Тридцатого ноября состоялся новый праздник — в честь кавалеров ордена Андрея Первозванного. На торжественном обеде среди тринадцати персон во главе с императрицей присутствовали князья Н.В. Репнин и А.А. Прозоровский, графы И.П. Салтыков и А.В. Суворов-Рымникский.
В эти дни из-под пера Александра Васильевича рождаются строки, отражающие смятенное состояние его духа:
«Здесь по утру мне тошно, с вечеру голова болит!
Перемена климата и жизни.
Здешний язык и обращения мне незнакомы.
Могу в них ошибаться.
Поэтому расположение мое не одинаково: скука или удовольствие.
По кратковременности мне неколи, охоты нет иному учиться, чему до сего научился.
Это всё к поступкам, не к службе!
Глупость или яд — не хочет то различать.
Подозрения на меня быть не может: я честный человек.
Бог за меня платит.
Безчестность клохчет и о частом моем утолении жажды.
Известно, что сия умереннее, как у протчих.
Зависть по службе! Заплатит Бог!
Выезды мои кратки; ежели противны, и тех не будет».
Никто не воспрещал ему посещать столицу. Но Александр Васильевич почувствовал, что отношение к нему Екатерины изменилось. Положа руку на сердце, ей было не до приветливости. Храповицкий в дневнике отмечает, что императрица часто плакала, скорбя о невосполнимой утрате. 1 декабря он записал слова государыни: «Довольны, что откланялись Суворов и Прозоровский. Они лучше на своих местах».

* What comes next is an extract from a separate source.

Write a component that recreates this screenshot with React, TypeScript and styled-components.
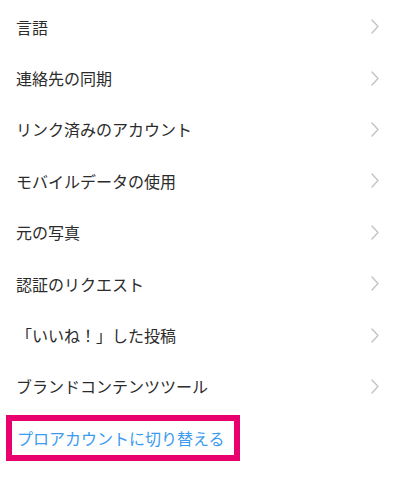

Причину, по которой государыня не хотела видеть Суворова, угадать нетрудно. Осведомленная о закулисной борьбе придворных группировок, она сочла неблагодарностью с его стороны участие в интригах против Потемкина. Александр Васильевич понимал чувства государыни. «Каково смотреть на лицо, упрекающее покойного», — писал он Хвостову, которому всецело доверял, и, то ли раскаиваясь в совершённой ошибке, то ли убеждая самого себя в невиновности, настаивал: «Я чист душою и сердцем перед Богом и моей Великой Императрицей, в чем моя совесть никогда не упрекает. И приезд мой в Санкт-Петербург непорочен».